─── Given data
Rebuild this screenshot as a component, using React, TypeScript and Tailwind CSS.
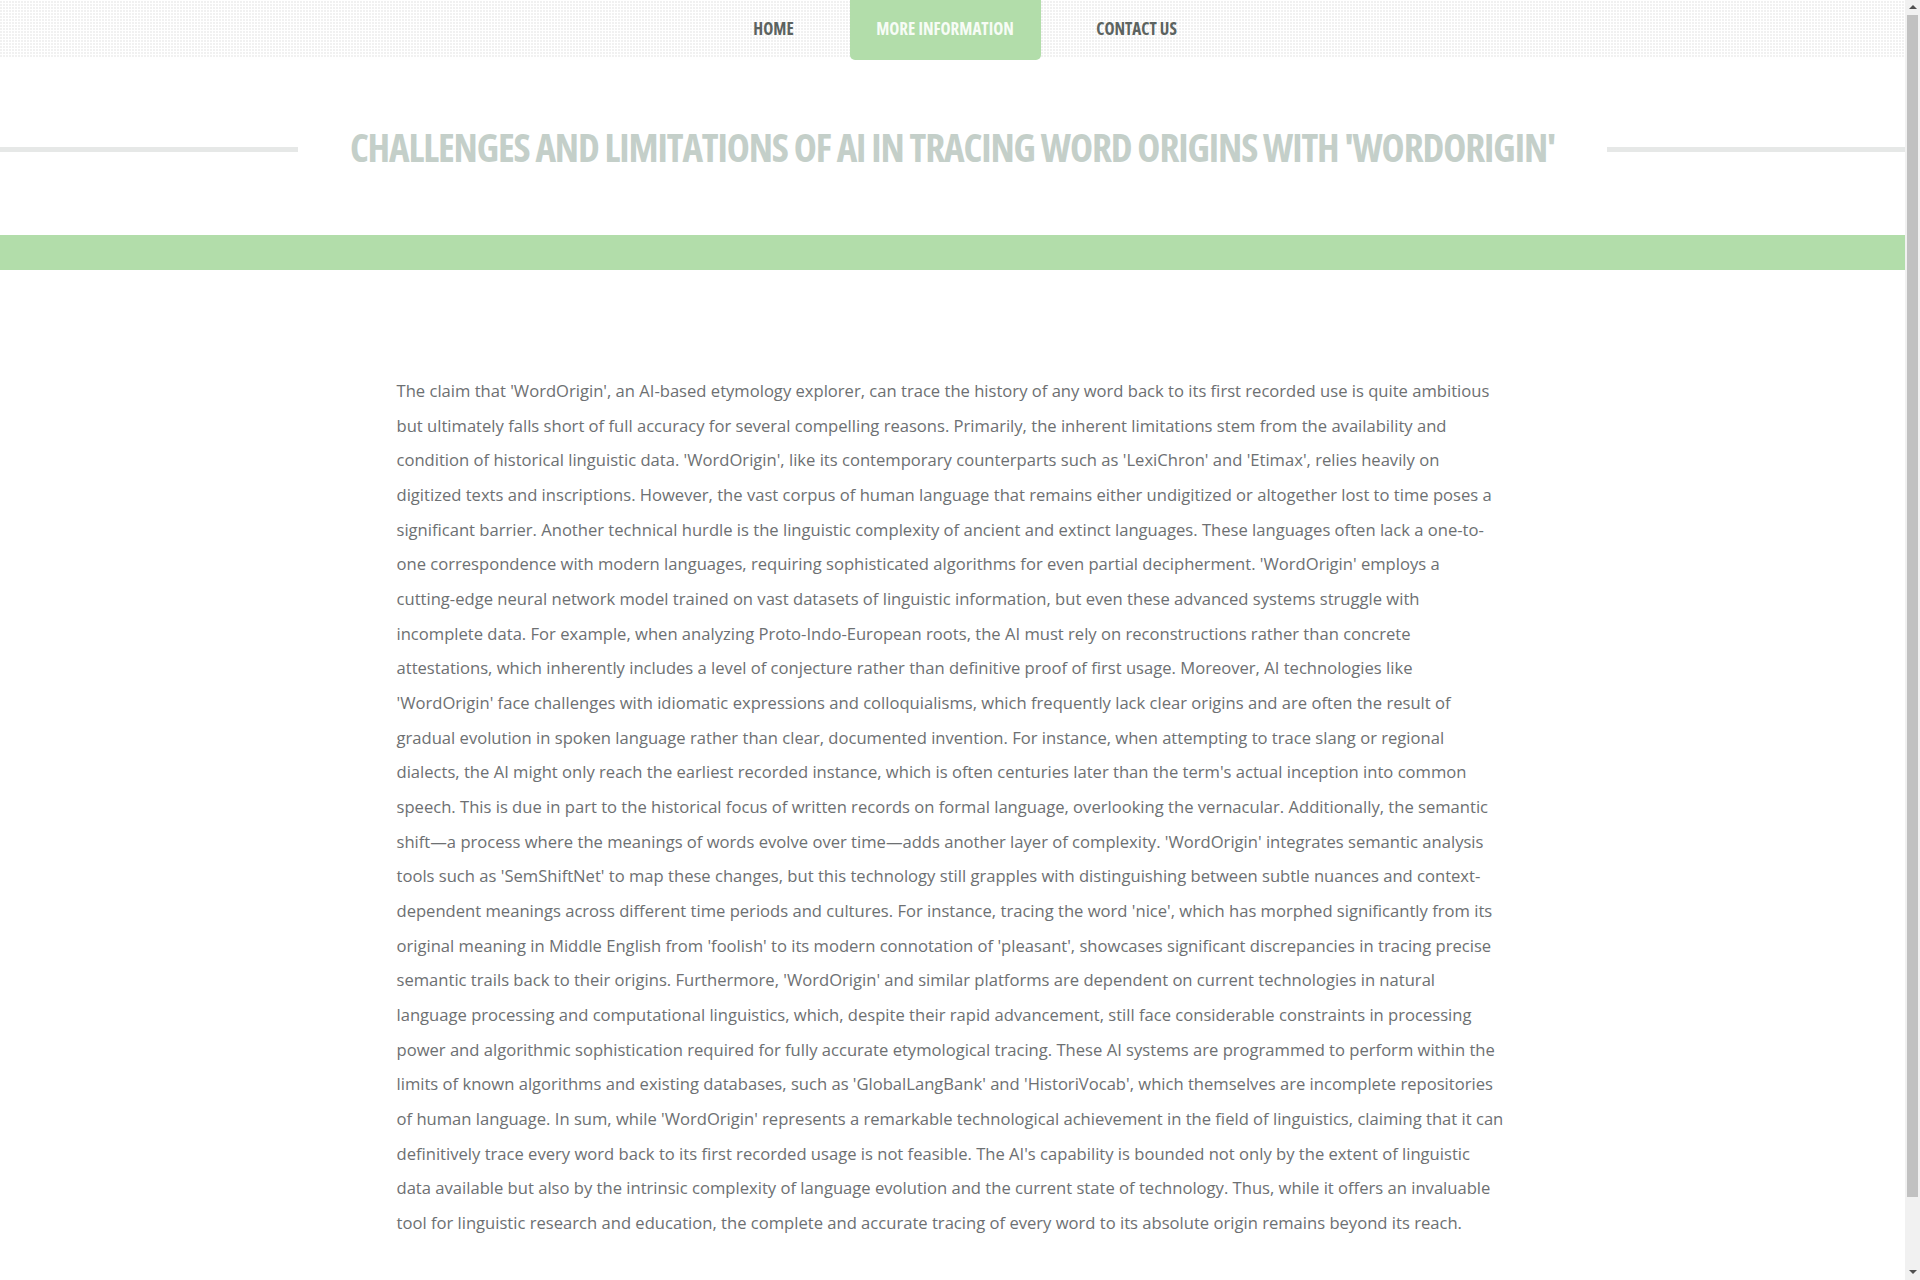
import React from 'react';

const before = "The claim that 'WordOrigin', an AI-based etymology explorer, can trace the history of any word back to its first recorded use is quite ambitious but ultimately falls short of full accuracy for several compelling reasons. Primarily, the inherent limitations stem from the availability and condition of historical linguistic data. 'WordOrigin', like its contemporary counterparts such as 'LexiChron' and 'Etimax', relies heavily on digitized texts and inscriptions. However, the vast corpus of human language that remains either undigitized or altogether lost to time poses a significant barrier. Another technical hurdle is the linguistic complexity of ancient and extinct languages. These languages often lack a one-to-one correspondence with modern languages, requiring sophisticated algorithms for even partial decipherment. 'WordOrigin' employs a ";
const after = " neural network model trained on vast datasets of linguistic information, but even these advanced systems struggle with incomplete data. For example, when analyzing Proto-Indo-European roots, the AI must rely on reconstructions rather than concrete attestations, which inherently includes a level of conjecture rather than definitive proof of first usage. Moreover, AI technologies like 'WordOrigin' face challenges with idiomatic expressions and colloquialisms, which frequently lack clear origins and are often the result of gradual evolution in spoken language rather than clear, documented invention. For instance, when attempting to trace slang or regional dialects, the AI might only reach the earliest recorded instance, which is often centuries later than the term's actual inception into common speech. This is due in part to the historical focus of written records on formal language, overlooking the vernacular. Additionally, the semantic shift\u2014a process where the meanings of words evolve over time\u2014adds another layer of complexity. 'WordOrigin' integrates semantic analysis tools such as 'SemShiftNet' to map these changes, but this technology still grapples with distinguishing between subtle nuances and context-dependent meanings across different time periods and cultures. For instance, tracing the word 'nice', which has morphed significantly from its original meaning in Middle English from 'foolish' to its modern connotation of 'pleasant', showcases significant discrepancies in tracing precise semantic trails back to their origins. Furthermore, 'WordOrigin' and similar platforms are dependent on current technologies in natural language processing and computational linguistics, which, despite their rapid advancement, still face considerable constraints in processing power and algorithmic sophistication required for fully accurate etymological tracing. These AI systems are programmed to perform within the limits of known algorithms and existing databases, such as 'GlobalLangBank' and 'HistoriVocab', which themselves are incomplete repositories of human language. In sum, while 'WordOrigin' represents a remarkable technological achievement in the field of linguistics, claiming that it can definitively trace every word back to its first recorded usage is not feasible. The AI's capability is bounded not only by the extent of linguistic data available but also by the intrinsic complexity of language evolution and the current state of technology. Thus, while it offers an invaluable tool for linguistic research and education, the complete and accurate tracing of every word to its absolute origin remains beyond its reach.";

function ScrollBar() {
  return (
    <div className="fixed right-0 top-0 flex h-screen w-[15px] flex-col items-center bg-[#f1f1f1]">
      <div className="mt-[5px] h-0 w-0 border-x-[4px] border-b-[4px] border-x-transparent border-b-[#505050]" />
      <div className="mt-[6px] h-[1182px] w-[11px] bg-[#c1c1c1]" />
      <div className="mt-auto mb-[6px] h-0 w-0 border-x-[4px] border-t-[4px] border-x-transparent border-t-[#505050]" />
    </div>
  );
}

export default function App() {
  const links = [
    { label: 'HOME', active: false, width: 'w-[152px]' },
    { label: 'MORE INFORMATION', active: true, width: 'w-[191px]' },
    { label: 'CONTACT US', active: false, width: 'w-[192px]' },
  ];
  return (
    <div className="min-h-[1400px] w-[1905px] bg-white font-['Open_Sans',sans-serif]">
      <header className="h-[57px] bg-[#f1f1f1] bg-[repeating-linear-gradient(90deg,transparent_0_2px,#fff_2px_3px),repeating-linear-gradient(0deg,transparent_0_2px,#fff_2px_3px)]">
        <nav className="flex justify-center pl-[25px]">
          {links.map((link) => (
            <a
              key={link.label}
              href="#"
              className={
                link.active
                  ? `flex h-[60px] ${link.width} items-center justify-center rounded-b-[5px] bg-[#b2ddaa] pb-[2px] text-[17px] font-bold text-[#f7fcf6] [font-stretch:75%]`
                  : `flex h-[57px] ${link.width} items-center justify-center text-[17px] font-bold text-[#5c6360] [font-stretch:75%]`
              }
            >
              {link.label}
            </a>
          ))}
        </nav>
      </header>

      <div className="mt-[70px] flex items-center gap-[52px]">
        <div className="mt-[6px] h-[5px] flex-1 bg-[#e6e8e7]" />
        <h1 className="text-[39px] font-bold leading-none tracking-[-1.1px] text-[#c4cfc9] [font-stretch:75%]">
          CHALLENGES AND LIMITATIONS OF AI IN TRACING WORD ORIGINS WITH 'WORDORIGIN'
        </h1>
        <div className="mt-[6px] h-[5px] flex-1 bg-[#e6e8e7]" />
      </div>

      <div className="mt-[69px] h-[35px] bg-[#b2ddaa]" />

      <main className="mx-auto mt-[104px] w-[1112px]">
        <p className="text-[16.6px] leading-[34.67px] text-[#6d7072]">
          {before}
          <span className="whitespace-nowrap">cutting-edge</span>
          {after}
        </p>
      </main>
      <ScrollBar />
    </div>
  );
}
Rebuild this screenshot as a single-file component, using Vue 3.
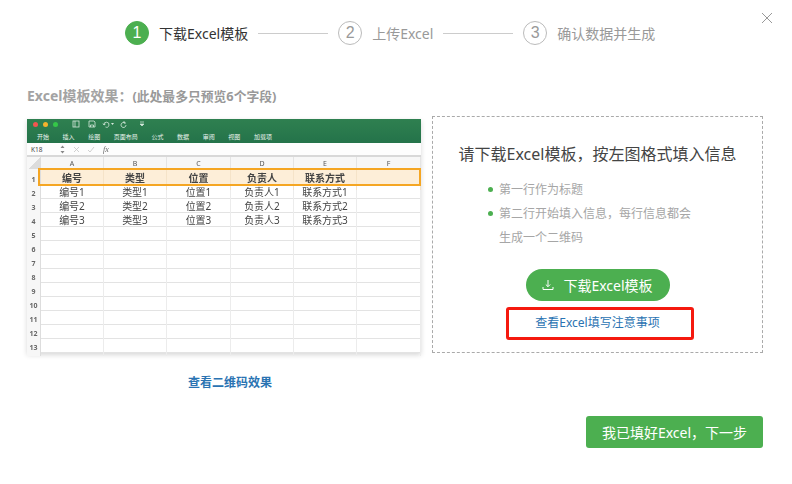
──────
* _Work to do_
Nothing in the entries above should change when they are printed again, except that the pictures are dropped.

* _Response_
Rebuild this screenshot as a component, using React, TypeScript and Tailwind CSS.
import React from 'react';

const before = "The claim that 'WordOrigin', an AI-based etymology explorer, can trace the history of any word back to its first recorded use is quite ambitious but ultimately falls short of full accuracy for several compelling reasons. Primarily, the inherent limitations stem from the availability and condition of historical linguistic data. 'WordOrigin', like its contemporary counterparts such as 'LexiChron' and 'Etimax', relies heavily on digitized texts and inscriptions. However, the vast corpus of human language that remains either undigitized or altogether lost to time poses a significant barrier. Another technical hurdle is the linguistic complexity of ancient and extinct languages. These languages often lack a one-to-one correspondence with modern languages, requiring sophisticated algorithms for even partial decipherment. 'WordOrigin' employs a ";
const after = " neural network model trained on vast datasets of linguistic information, but even these advanced systems struggle with incomplete data. For example, when analyzing Proto-Indo-European roots, the AI must rely on reconstructions rather than concrete attestations, which inherently includes a level of conjecture rather than definitive proof of first usage. Moreover, AI technologies like 'WordOrigin' face challenges with idiomatic expressions and colloquialisms, which frequently lack clear origins and are often the result of gradual evolution in spoken language rather than clear, documented invention. For instance, when attempting to trace slang or regional dialects, the AI might only reach the earliest recorded instance, which is often centuries later than the term's actual inception into common speech. This is due in part to the historical focus of written records on formal language, overlooking the vernacular. Additionally, the semantic shift\u2014a process where the meanings of words evolve over time\u2014adds another layer of complexity. 'WordOrigin' integrates semantic analysis tools such as 'SemShiftNet' to map these changes, but this technology still grapples with distinguishing between subtle nuances and context-dependent meanings across different time periods and cultures. For instance, tracing the word 'nice', which has morphed significantly from its original meaning in Middle English from 'foolish' to its modern connotation of 'pleasant', showcases significant discrepancies in tracing precise semantic trails back to their origins. Furthermore, 'WordOrigin' and similar platforms are dependent on current technologies in natural language processing and computational linguistics, which, despite their rapid advancement, still face considerable constraints in processing power and algorithmic sophistication required for fully accurate etymological tracing. These AI systems are programmed to perform within the limits of known algorithms and existing databases, such as 'GlobalLangBank' and 'HistoriVocab', which themselves are incomplete repositories of human language. In sum, while 'WordOrigin' represents a remarkable technological achievement in the field of linguistics, claiming that it can definitively trace every word back to its first recorded usage is not feasible. The AI's capability is bounded not only by the extent of linguistic data available but also by the intrinsic complexity of language evolution and the current state of technology. Thus, while it offers an invaluable tool for linguistic research and education, the complete and accurate tracing of every word to its absolute origin remains beyond its reach.";

function ScrollBar() {
  return (
    <div className="fixed right-0 top-0 flex h-screen w-[15px] flex-col items-center bg-[#f1f1f1]">
      <div className="mt-[5px] h-0 w-0 border-x-[4px] border-b-[4px] border-x-transparent border-b-[#505050]" />
      <div className="mt-[6px] h-[1182px] w-[11px] bg-[#c1c1c1]" />
      <div className="mt-auto mb-[6px] h-0 w-0 border-x-[4px] border-t-[4px] border-x-transparent border-t-[#505050]" />
    </div>
  );
}

export default function App() {
  const links = [
    { label: 'HOME', active: false, width: 'w-[152px]' },
    { label: 'MORE INFORMATION', active: true, width: 'w-[191px]' },
    { label: 'CONTACT US', active: false, width: 'w-[192px]' },
  ];
  return (
    <div className="min-h-[1400px] w-[1905px] bg-white font-['Open_Sans',sans-serif]">
      <header className="h-[57px] bg-[#f1f1f1] bg-[repeating-linear-gradient(90deg,transparent_0_2px,#fff_2px_3px),repeating-linear-gradient(0deg,transparent_0_2px,#fff_2px_3px)]">
        <nav className="flex justify-center pl-[25px]">
          {links.map((link) => (
            <a
              key={link.label}
              href="#"
              className={
                link.active
                  ? `flex h-[60px] ${link.width} items-center justify-center rounded-b-[5px] bg-[#b2ddaa] pb-[2px] text-[17px] font-bold text-[#f7fcf6] [font-stretch:75%]`
                  : `flex h-[57px] ${link.width} items-center justify-center text-[17px] font-bold text-[#5c6360] [font-stretch:75%]`
              }
            >
              {link.label}
            </a>
          ))}
        </nav>
      </header>

      <div className="mt-[70px] flex items-center gap-[52px]">
        <div className="mt-[6px] h-[5px] flex-1 bg-[#e6e8e7]" />
        <h1 className="text-[39px] font-bold leading-none tracking-[-1.1px] text-[#c4cfc9] [font-stretch:75%]">
          CHALLENGES AND LIMITATIONS OF AI IN TRACING WORD ORIGINS WITH 'WORDORIGIN'
        </h1>
        <div className="mt-[6px] h-[5px] flex-1 bg-[#e6e8e7]" />
      </div>

      <div className="mt-[69px] h-[35px] bg-[#b2ddaa]" />

      <main className="mx-auto mt-[104px] w-[1112px]">
        <p className="text-[16.6px] leading-[34.67px] text-[#6d7072]">
          {before}
          <span className="whitespace-nowrap">cutting-edge</span>
          {after}
        </p>
      </main>
      <ScrollBar />
    </div>
  );
}
Rebuild this screenshot as a single-file component, using Vue 3.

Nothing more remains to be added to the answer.